NMF- I guess you would be more experienced about how one feels as they stand there making a total fool of themselves about things like drain-de-cloggers and colorful sponges.
But what hat? Please get started... :-)

frumcollegegirl said...

oho the shower-one of the most hated events i have to go to...

i told my friends that if i'm ever reduced to getting excited over sponges, they should shoot me on the spot

and i started telling them two years ago that i will not do the hat thing

nmf #7 said...

Basically, stemming from the secular society, at a bridal shower, as the bride or kallah is opening her presents, which are beautifully wrapped, someone in the audience will go get a plain white paper plate.

On that said plate, the audience will then artistically drape, wrap, and cover it with the shreds and scraps of the wrapping paper and ribbons that the kallah, or bride, has just opened.

The ensamble is completed with a ribbon to hold said plate on kallah's head, and then kallah is expected to try on the plate/hat in front of EVERYONE, so they can remark on how cute she looks with a plate covered in artisticly folded wrapping paper on her head.

Here's a picture of someone who was forced to wear one of those.
http://lh4.ggpht.com/_qcx2QPr_EtU/SABT_KzTlmI/AAAAAAAARh4/ln_nO6Xvuh8/IMG_1201.JPG

Need I say it again: UGGH.

Something Different said...

FCG- invite me to your shower. I'd be happy to help with that.

NMF- oh gosh. Can you imagine I've never heard of that?
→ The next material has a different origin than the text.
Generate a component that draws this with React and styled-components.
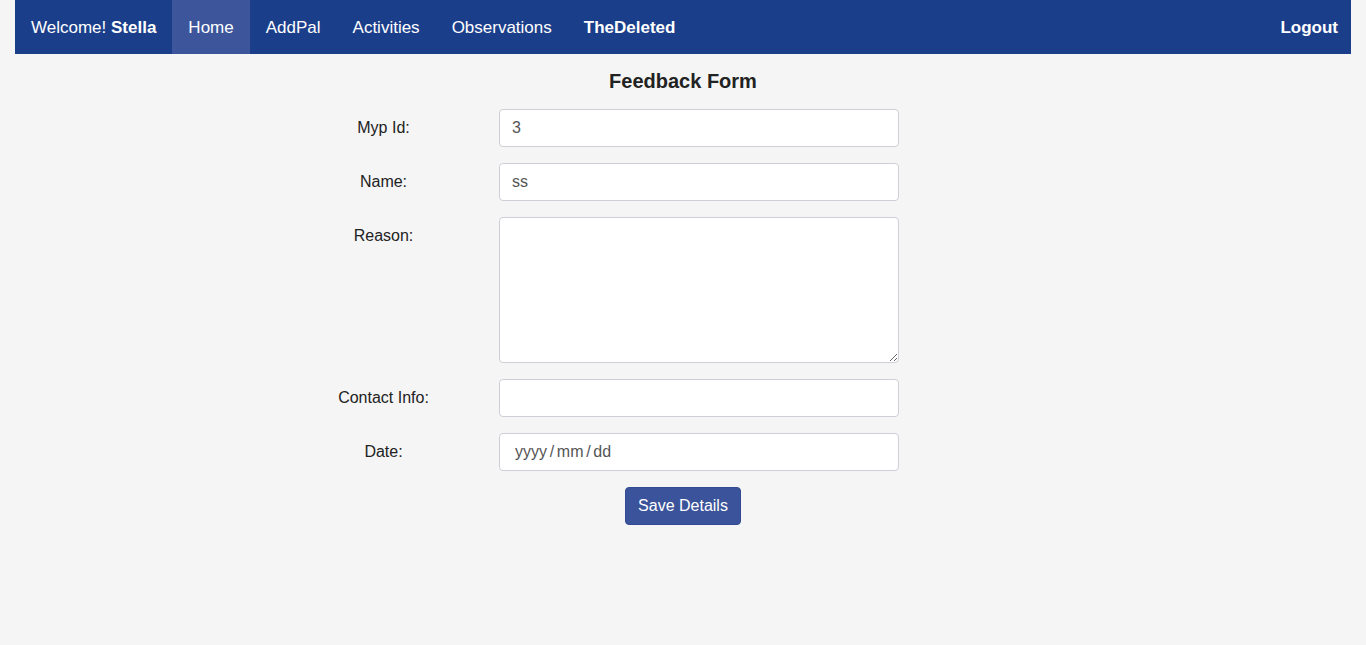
import React from 'react';
import styled, { createGlobalStyle } from 'styled-components';

const GlobalStyle = createGlobalStyle`
  body {
    margin: 0;
    background: #f5f5f5;
    font-family: "Liberation Sans", Arial, sans-serif;
    color: #222;
  }
`;

const Page = styled.div`
  padding: 0 15px;
`;

const NavBar = styled.nav`
  display: flex;
  align-items: stretch;
  height: 54px;
  background-color: #1b3e8a;
`;

const NavItem = styled.a`
  display: flex;
  align-items: center;
  padding: 1px 16px 0;
  color: #fff;
  font-size: 17px;
  text-decoration: none;
  font-weight: ${props => (props.bold ? 'bold' : 'normal')};
  background-color: ${props => (props.active ? '#3d559b' : 'transparent')};
  margin-left: ${props => (props.right ? 'auto' : '0')};
  padding-right: ${props => (props.right ? '13px' : '16px')};
`;

const Title = styled.h2`
  margin: 16px 0 16px;
  text-align: center;
  font-size: 20px;
  line-height: 23px;
  font-weight: bold;
  color: #222;
`;

const Form = styled.form`
  width: 800px;
  margin: 0 auto;
  display: flex;
  flex-direction: column;
  gap: 16px;
`;

const Row = styled.div`
  display: grid;
  grid-template-columns: 201px 400px;
  column-gap: 15px;
  align-items: ${props => (props.top ? 'start' : 'center')};
`;

const Label = styled.label`
  text-align: center;
  font-size: 16px;
  color: #222;
  padding-top: ${props => (props.top ? '10px' : '0')};
`;

const Input = styled.input`
  box-sizing: border-box;
  width: 400px;
  height: 38px;
  padding: 0 ${props => (props.date ? '15px' : '12px')};
  border: 1px solid #ccd0d6;
  border-radius: 4px;
  background: #fff;
  font-family: "Liberation Sans", Arial, sans-serif;
  font-size: 16px;
  color: #555;
  outline: none;

  &::placeholder {
    color: #555;
    opacity: 1;
    word-spacing: -1.75px;
  }
`;

const TextArea = styled.textarea`
  box-sizing: border-box;
  width: 400px;
  height: 146px;
  padding: 8px 12px;
  border: 1px solid #ccd0d6;
  border-radius: 4px;
  background: #fff;
  font-family: "Liberation Sans", Arial, sans-serif;
  font-size: 16px;
  color: #555;
  display: block;
`;

const Actions = styled.div`
  display: flex;
  justify-content: center;
`;

const SaveButton = styled.button`
  height: 38px;
  padding: 0 12px;
  background-color: #3b539a;
  color: #fff;
  border: 1px solid #304a93;
  border-radius: 4px;
  font-family: "Liberation Sans", Arial, sans-serif;
  font-size: 16px;
  cursor: pointer;
`;

function App() {
  return (
    <Page>
      <GlobalStyle />
      <NavBar>
        <NavItem>Welcome!&nbsp;<b>Stella</b></NavItem>
        <NavItem active>Home</NavItem>
        <NavItem>AddPal</NavItem>
        <NavItem>Activities</NavItem>
        <NavItem>Observations</NavItem>
        <NavItem bold>TheDeleted</NavItem>
        <NavItem bold right>Logout</NavItem>
      </NavBar>

      <Title>Feedback Form</Title>

      <Form onSubmit={e => e.preventDefault()}>
        <Row>
          <Label>Myp Id:</Label>
          <Input defaultValue="3" />
        </Row>
        <Row>
          <Label>Name:</Label>
          <Input defaultValue="ss" />
        </Row>
        <Row top>
          <Label top>Reason:</Label>
          <TextArea />
        </Row>
        <Row>
          <Label>Contact Info:</Label>
          <Input />
        </Row>
        <Row>
          <Label>Date:</Label>
          <Input date placeholder="yyyy / mm / dd" />
        </Row>
        <Actions>
          <SaveButton type="submit">Save Details</SaveButton>
        </Actions>
      </Form>
    </Page>
  );
}

export default App;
Perhaps because I've attended a grand total of three showers? (Did I mention I hate them?;)
Man that's gotta be the worlds dumbest thing.
Thanks for clarifying. :-)

The Child Inside said...

I haven't been to many showers yet either but I've seen the hat thing done at kiddy birthday parties. Seems too silly for adults though.

Something Different said...

TCI- oh, you just wait. Coming from an old pro party pooper, showers are the pits.